Member of the Provincial Assembly of the Punjab
- In office 2008 – 31 May 2018
- Constituency: PP-6 (Rawalpindi-VI)

Personal details
- Born: 11 July 1975 (age 51) Rawalpindi, Punjab, Pakistan
- Party: Independent (since 2026)
- Other political affiliations: AP (2024-2026); PMLN (2008-2024);

= Chaudhary Sarfraz Afzal =

Pakistani politician (born 1975)

Chaudhary Sarfraz Afzal is a Pakistani politician who was a Member of the Provincial Assembly of the Punjab, from 2008 to May 2018.

==Early life and education==
Chaudhary Sarfraz Afzal was born on 11 July 1975 in Rawalpindi. He then graduated in 2002 from Bahauddin Zakariya University and has a degree in Bachelor of Arts.

==Political career==
Afzal was elected to the Provincial Assembly of the Punjab as a candidate of Pakistan Muslim League (N) (PML-N) from Constituency PP-6 (Rawalpindi-VI) in the 2008 Pakistani general election. He received 40,626 votes and defeated Muhammad Basharat Raja of Pakistan Muslim League (Q) (PML-Q). In the same election, he ran for the seat of the National Assembly of Pakistan as an independent candidate from Constituency NA-52 (Rawalpindi-III) but was unsuccessful against Nisar Ali Khan.

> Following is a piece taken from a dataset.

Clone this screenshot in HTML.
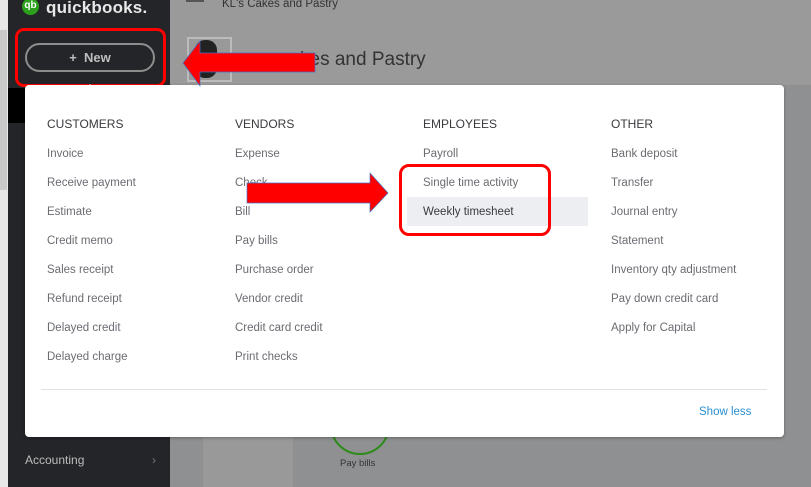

From 2008 to 2013, he served as a political adviser to the Chief Minister of Punjab, Shehbaz Sharif.

Afzal was re-elected to the Provincial Assembly of the Punjab as a candidate of PML-N from Constituency PP-6 (Rawalpindi-VI) in by-polls held in August 2013. He received 30,065 votes and defeated Wasiq Qayyum Abbasi, a candidate of Pakistan Tehreek-e-Insaf (PTI).

In December 2013, he was appointed as Parliamentary Secretary for youth affairs, archaeology and tourism. Further, he led the Youth Wing of PML-N as President of its Punjab chapter alongside Muhammad Safdar Awan, inducting over 100,000 youth into party ranks.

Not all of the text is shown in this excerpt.